In the lines below, how many hold the word "components"? Answer only with the number.

Supplied material:
****************************************

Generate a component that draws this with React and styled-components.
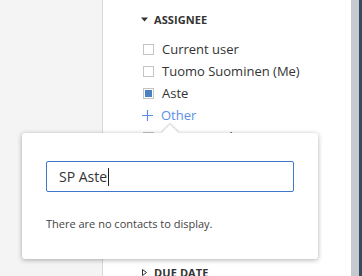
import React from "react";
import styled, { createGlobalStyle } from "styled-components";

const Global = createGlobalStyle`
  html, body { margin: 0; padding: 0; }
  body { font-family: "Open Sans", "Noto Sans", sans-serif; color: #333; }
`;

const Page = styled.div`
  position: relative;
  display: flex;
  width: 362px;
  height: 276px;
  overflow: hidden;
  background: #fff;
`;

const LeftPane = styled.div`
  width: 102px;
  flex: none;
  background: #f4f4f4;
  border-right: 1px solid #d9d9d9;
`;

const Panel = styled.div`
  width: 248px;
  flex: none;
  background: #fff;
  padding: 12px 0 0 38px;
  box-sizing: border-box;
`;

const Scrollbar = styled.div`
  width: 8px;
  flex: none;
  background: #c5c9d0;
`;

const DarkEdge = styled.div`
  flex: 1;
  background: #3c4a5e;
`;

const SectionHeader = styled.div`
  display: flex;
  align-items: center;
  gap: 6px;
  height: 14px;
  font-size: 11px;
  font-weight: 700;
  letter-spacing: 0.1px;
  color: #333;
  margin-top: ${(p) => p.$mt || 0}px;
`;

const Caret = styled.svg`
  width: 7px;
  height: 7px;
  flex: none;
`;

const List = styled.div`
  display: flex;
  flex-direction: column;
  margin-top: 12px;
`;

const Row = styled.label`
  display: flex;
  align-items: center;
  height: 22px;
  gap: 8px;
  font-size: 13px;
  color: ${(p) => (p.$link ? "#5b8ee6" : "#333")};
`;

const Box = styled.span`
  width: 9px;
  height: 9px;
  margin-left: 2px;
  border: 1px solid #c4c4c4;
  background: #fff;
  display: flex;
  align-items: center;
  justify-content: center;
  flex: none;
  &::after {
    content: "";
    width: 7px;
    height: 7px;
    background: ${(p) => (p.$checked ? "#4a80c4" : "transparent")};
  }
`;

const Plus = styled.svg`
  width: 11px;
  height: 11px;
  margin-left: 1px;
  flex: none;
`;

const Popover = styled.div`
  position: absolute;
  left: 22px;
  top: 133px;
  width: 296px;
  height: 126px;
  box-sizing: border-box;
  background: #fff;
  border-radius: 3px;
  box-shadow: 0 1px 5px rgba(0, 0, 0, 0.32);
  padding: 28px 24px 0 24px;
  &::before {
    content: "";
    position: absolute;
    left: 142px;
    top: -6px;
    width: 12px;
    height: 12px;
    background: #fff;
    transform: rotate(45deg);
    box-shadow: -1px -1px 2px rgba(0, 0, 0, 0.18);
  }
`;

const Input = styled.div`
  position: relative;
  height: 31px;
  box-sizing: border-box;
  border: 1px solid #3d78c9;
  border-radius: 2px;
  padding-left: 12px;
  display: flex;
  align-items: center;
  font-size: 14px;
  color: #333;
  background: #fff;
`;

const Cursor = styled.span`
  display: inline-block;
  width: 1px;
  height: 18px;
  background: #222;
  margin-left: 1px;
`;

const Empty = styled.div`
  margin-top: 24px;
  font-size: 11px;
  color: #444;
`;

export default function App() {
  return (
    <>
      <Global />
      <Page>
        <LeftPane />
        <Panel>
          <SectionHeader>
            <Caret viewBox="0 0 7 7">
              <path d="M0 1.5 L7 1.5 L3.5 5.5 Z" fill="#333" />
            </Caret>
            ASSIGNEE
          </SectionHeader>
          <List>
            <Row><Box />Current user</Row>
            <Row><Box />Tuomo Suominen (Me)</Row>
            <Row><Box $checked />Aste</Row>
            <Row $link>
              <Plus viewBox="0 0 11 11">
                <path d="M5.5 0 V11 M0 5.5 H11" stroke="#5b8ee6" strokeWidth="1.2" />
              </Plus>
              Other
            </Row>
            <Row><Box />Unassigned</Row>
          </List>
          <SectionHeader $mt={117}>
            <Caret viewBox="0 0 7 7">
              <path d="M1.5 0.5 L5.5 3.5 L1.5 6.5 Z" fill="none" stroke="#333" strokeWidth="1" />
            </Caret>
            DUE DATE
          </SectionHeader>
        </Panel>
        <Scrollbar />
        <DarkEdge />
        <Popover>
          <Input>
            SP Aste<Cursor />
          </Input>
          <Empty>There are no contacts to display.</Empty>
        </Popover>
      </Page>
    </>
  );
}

****************************************

Solution below:
2